Filkins is already one of the great ones, though he has yet to make "the list." That should change: In September, Knopf published a book of his reporting from Iraq and Afghanistan called The Forever War, which is getting rave reviews (it made the cover of the Times' Book Review). His book tour has included sessions at military bases and, now, appearances on talk shows, such as Morning Joe on MSNBC.

Filkins, just off a Neiman Fellowship at Harvard, is in his mid-40s, owes nothing to the flamboyant correspondents of the past (such as Churchill and Hemingway) and prides himself on not drawing political or "big picture" judgments about the war that, in one way or another, he's been covering since 1998. Instead of think-tanking, he gives us portraits of the men on the ground and the war they fight.

Confessing to mystification about Afghanistan, Dexter Filkins admits to having told his editors in Los Angeles eight years ago about the craziness there. "What the hell is this? Where is it going? Something really bad is going at happen here." Less than a year later they hit the Twin Towers.

His book opens with a stunning prologue from 2004 in Falluja, Iraq--where he was embedded with a Marine rifle company fighting its way street by street through a big town full of insurgents--accompanied by 82 millimeter mortar shells, a backdrop of heavy metal music by AC/DC from the Marine side, and the blood-thirsty "God is great!" cries of the mullahs in their minaret. At one point a Marine throws Filkins into a mulberry bush, tugging frantically at the reporter's backpack.

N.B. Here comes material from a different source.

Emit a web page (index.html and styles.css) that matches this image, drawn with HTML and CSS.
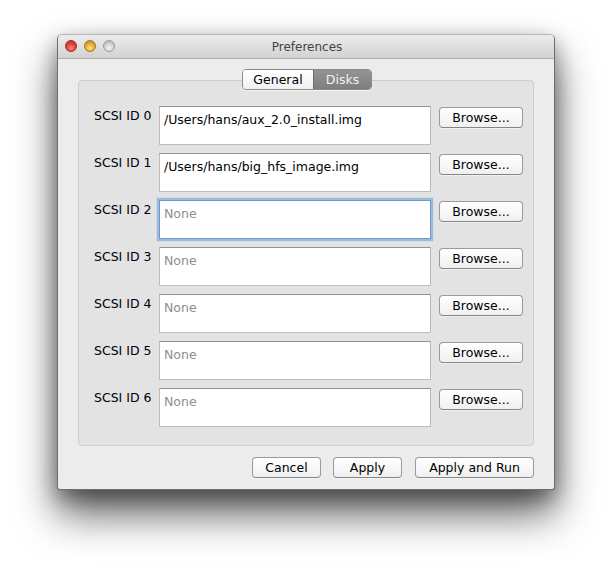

A white phosphorous flare has set his pack and sleeping bag afire and is about to burn Dexter "all the way to your bones."

In a bizarre way, there is something almost consoling in the fact that in 2004, half a century after Korea, they were still firing 82 millimeter mortars and using "willie peter" white phosphorous shells and still doing what Marines do, humping forward under fire, just as they do in every war. Later in the firefight, Filkins writes, "I felt the bullets whiz past and bounce off the pavements and I knew I was going to die." You read his stuff and think, all wars are the same, only the soldiers' names change.

I've commanded Marine riflemen in combat, but that was my job--what I was commissioned by the Corps to do. There isn't enough money or glory or journalism awards out there to get me to do what Dexter Filkins did as a civilian, as a reporter, in this book of his. He is a great reporter and also a very brave man.

You can't forget his dispatch from an Afghan football stadium where the Taliban is chopping off the hands of prisoners and other Talibs, as he calls them, "weird; like as if they were from another century," lashing out with whips at children pressing closer to see the spectacle. And he reports about a local Afghan, a youngster, in love with a girl one of the warlords wants, and what happens to the boy. His arms and legs are tied to four horses, which are then sent galloping off in four directions, tearing the young lover into four parts.

In Iraq, he writes about bombings, about going into mosques, meeting with decent, brave American diplomats, being menaced by Blackwater "gunmen," whom some prefer to call "thugs," interviewing Dick Cheney's buddy Chalabi, and going on combat patrol with the troops, getting their names and back-stories, reporting on the fighting, reporting on the deaths and woundings of young Americans. And of how one young Marine was killed leading Filkins and his cameraman into a mosque.

In September of this year the Times sent him back to report from Baghdad how things have changed--for the better.

But the paper also sent him back to report that the war goes on, a war he calls "forever," knowing his title is an exaggeration, "more metaphor than literal truth, at least I hope so."

Nothing else is Mr. Filkins' extraordinary book is an exaggeration.